#### Short problem
Will you output the lines between the ones holding "Rebuild this table" and "import React from 'react';", inclusive, exactly as they stand, and only those lines, with the pictures left out?

#### Input for this task
************

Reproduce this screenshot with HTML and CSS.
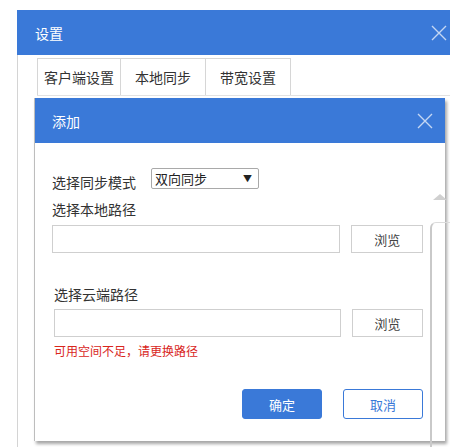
FILE: index.html
```html
<!DOCTYPE html>
<html lang="zh-CN">
<head>
    <meta charset="UTF-8">
    <meta name="viewport" content="width=device-width, initial-scale=1.0">
    <title>设置</title>
    <link rel="stylesheet" href="styles.css">
</head>
<body>
    <div class="dialog settings">
        <div class="dialog-header">
            <span class="dialog-title">设置</span>
            <svg class="close" width="16" height="16" viewBox="0 0 16 16"><path d="M1 1L15 15M15 1L1 15" stroke="currentColor" stroke-width="1.4" fill="none"/></svg>
        </div>
        <div class="settings-body">
            <div class="tabs">
                <div class="tab">客户端设置</div>
                <div class="tab active">本地同步</div>
                <div class="tab">带宽设置</div>
            </div>
        </div>
    </div>

    <div class="dialog add-dialog">
        <div class="dialog-header">
            <span class="dialog-title">添加</span>
            <svg class="close" width="16" height="16" viewBox="0 0 16 16"><path d="M1 1L15 15M15 1L1 15" stroke="currentColor" stroke-width="1.4" fill="none"/></svg>
        </div>
        <form class="add-form">
            <div class="mode-row">
                <label class="mode-label">选择同步模式</label>
                <div class="select">
                    <span>双向同步</span>
                    <span class="caret">▼</span>
                </div>
            </div>

            <div class="field-label first">选择本地路径</div>
            <div class="path-row">
                <input type="text" class="path-input">
                <button type="button" class="browse">浏览</button>
            </div>

            <div class="cloud">
                <div class="field-label second">选择云端路径</div>
                <div class="path-row">
                    <input type="text" class="path-input">
                    <button type="button" class="browse">浏览</button>
                </div>
                <div class="error">可用空间不足，请更换路径</div>
            </div>

            <div class="actions">
                <button type="button" class="btn primary">确定</button>
                <button type="button" class="btn">取消</button>
            </div>
        </form>
    </div>

    <!-- scrollbar of the page behind the dialogs -->
    <div class="back-scroll"></div>
    <div class="back-arrow"></div>
</body>
</html>
```

FILE: styles.css
```css
body {
    margin: 0;
    background: #fff;
    font-family: "Noto Sans CJK SC", "Liberation Sans", sans-serif;
    color: #333;
    position: relative;
    width: 450px;
    height: 447px;
    overflow: hidden;
}
.dialog-header {
    background-color: #3a79d8;
    height: 45px;
    display: flex;
    align-items: center;
    justify-content: space-between;
    color: #fff;
    font-size: 14px;
}
.close {
    color: rgba(255,255,255,0.7);
}
.settings {
    margin: 10px 0 0 17px;
    width: 433px;
    height: 437px;
}
.settings .dialog-header {
    padding: 0 3px 0 18px;
}
.settings-body {
    border-left: 1px solid #d4d4d4;
    height: 392px;
    padding: 3px 0 0 19px;
}
.tabs {
    display: flex;
    border-bottom: 1px solid #e2e2e2;
}
.tab {
    width: 84px;
    height: 37px;
    box-sizing: border-box;
    border: 1px solid #d6d6d6;
    border-bottom: none;
    margin-right: -1px;
    display: flex;
    align-items: center;
    justify-content: center;
    font-size: 14px;
    color: #333;
    background: #fff;
}
.tab + .tab {
    width: 86px;
}
.add-dialog {
    position: absolute;
    left: 34px;
    top: 98px;
    width: 411px;
    background: #fff;
    border-left: 1px solid #bdbdbd;
    box-shadow: 2px 3px 3px rgba(0,0,0,0.35);
    box-sizing: border-box;
}
.add-dialog .dialog-header {
    padding: 0 12px 0 17px;
}
.add-form {
    padding: 25px 22px 22px 17px;
    font-size: 14px;
}
.mode-row {
    display: flex;
    align-items: center;
    height: 21px;
}
.mode-label {
    padding-top: 6px;
    margin-right: 15px;
}
.select {
    width: 108px;
    height: 21px;
    box-sizing: border-box;
    border: 1px solid #a9a9a9;
    border-radius: 2px;
    display: flex;
    align-items: center;
    justify-content: space-between;
    padding: 0 6px 0 3px;
    font-size: 13px;
    color: #222;
}
.caret {
    font-size: 9px;
}
.field-label {
    line-height: 20px;
}
.field-label.first {
    margin-top: 10px;
}
.path-row {
    display: flex;
    margin-top: 6px;
}
.path-input {
    width: 290px;
    height: 28px;
    box-sizing: border-box;
    border: 1px solid #cfcfcf;
    margin: 0;
    padding: 0 6px;
}
.browse {
    margin-left: 11px;
    width: 72px;
    height: 28px;
    box-sizing: border-box;
    border: 1px solid #cfcfcf;
    background: #fff;
    font-family: inherit;
    font-size: 13px;
    color: #444;
    padding: 0;
}
.cloud {
    margin-left: 2px;
}
.field-label.second {
    margin-top: 31px;
}
.cloud .path-row {
    margin-top: 5px;
}
.error {
    margin-top: 6px;
    line-height: 16px;
    font-size: 12px;
    color: #d9261c;
}
.actions {
    display: flex;
    justify-content: flex-end;
    gap: 21px;
    margin-top: 30px;
}
.btn {
    width: 80px;
    height: 30px;
    box-sizing: border-box;
    border: 1px solid #3a79d8;
    border-radius: 3px;
    background: #fff;
    color: #3a79d8;
    font-family: inherit;
    font-size: 13px;
    padding: 0;
}
.btn.primary {
    background: #3a79d8;
    color: #fff;
}
.back-scroll {
    position: absolute;
    left: 430px;
    top: 222px;
    width: 20px;
    height: 230px;
    border-left: 2px solid #c9c9c9;
    border-top: 1px solid #dcdcdc;
    border-top-left-radius: 6px;
}
.back-arrow {
    position: absolute;
    left: 433px;
    top: 194px;
    width: 0;
    height: 0;
    border-left: 7px solid transparent;
    border-right: 7px solid transparent;
    border-bottom: 6px solid #d0d0d0;
}
```
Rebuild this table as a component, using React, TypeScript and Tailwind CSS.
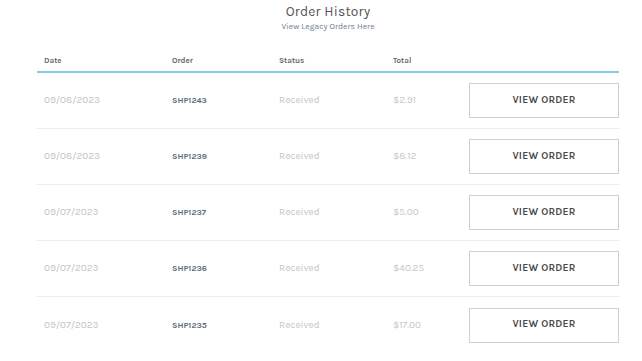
import React from 'react';

const orders = [
  { date: '09/08/2023', id: 'SHP1243', status: 'Received', total: '$2.91' },
  { date: '09/08/2023', id: 'SHP1239', status: 'Received', total: '$8.12' },
  { date: '09/07/2023', id: 'SHP1237', status: 'Received', total: '$5.00' },
  { date: '09/07/2023', id: 'SHP1236', status: 'Received', total: '$40.25' },
  { date: '09/07/2023', id: 'SHP1235', status: 'Received', total: '$17.00' },
];

const cols = 'grid grid-cols-[128px_107px_114px_1fr_150px] items-center pl-[7px]';

export default function App() {
  return (
    <div className="min-h-screen bg-white font-['Karla','Inter','Liberation_Sans',sans-serif]">
      <div className="mx-[37px] w-[582px]">
        {/* Heading */}
        <div className="flex flex-col items-center pt-[2px]">
          <h1 className="text-[13.8px] leading-[18px] text-[#555] tracking-[0.2px]">Order History</h1>
          <a className="text-[8.5px] leading-[12px] text-[#6d8191]">View Legacy Orders Here</a>
        </div>

        {/* Table */}
        <div className="mt-[19px]">
          <div className={`${cols} h-[22px] border-b-2 border-[#7ecfdb] text-[8px] font-bold text-[#666]`}>
            <div>Date</div>
            <div>Order</div>
            <div>Status</div>
            <div>Total</div>
            <div />
          </div>
          {orders.map((o, i) => (
            <div
              key={o.id}
              className={`${cols} h-[56px] ${i < orders.length - 1 ? 'border-b border-[#ececec]' : ''}`}
            >
              <div className="text-[10px] text-[#c4c4c4]">{o.date}</div>
              <div className="text-[8.5px] font-bold text-[#5b6a78]">{o.id}</div>
              <div className="text-[10px] text-[#c8c8c8]">{o.status}</div>
              <div className="text-[10px] text-[#c8c8c8]">{o.total}</div>
              <button className="h-[35px] w-[150px] border border-[#cfcfcf] bg-white text-[10.3px] font-bold tracking-[0.2px] text-[#4a4a4a]">
                VIEW ORDER
              </button>
            </div>
          ))}
        </div>
      </div>
    </div>
  );
}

************

#### Task answer
Rebuild this table as a component, using React, TypeScript and Tailwind CSS.
import React from 'react';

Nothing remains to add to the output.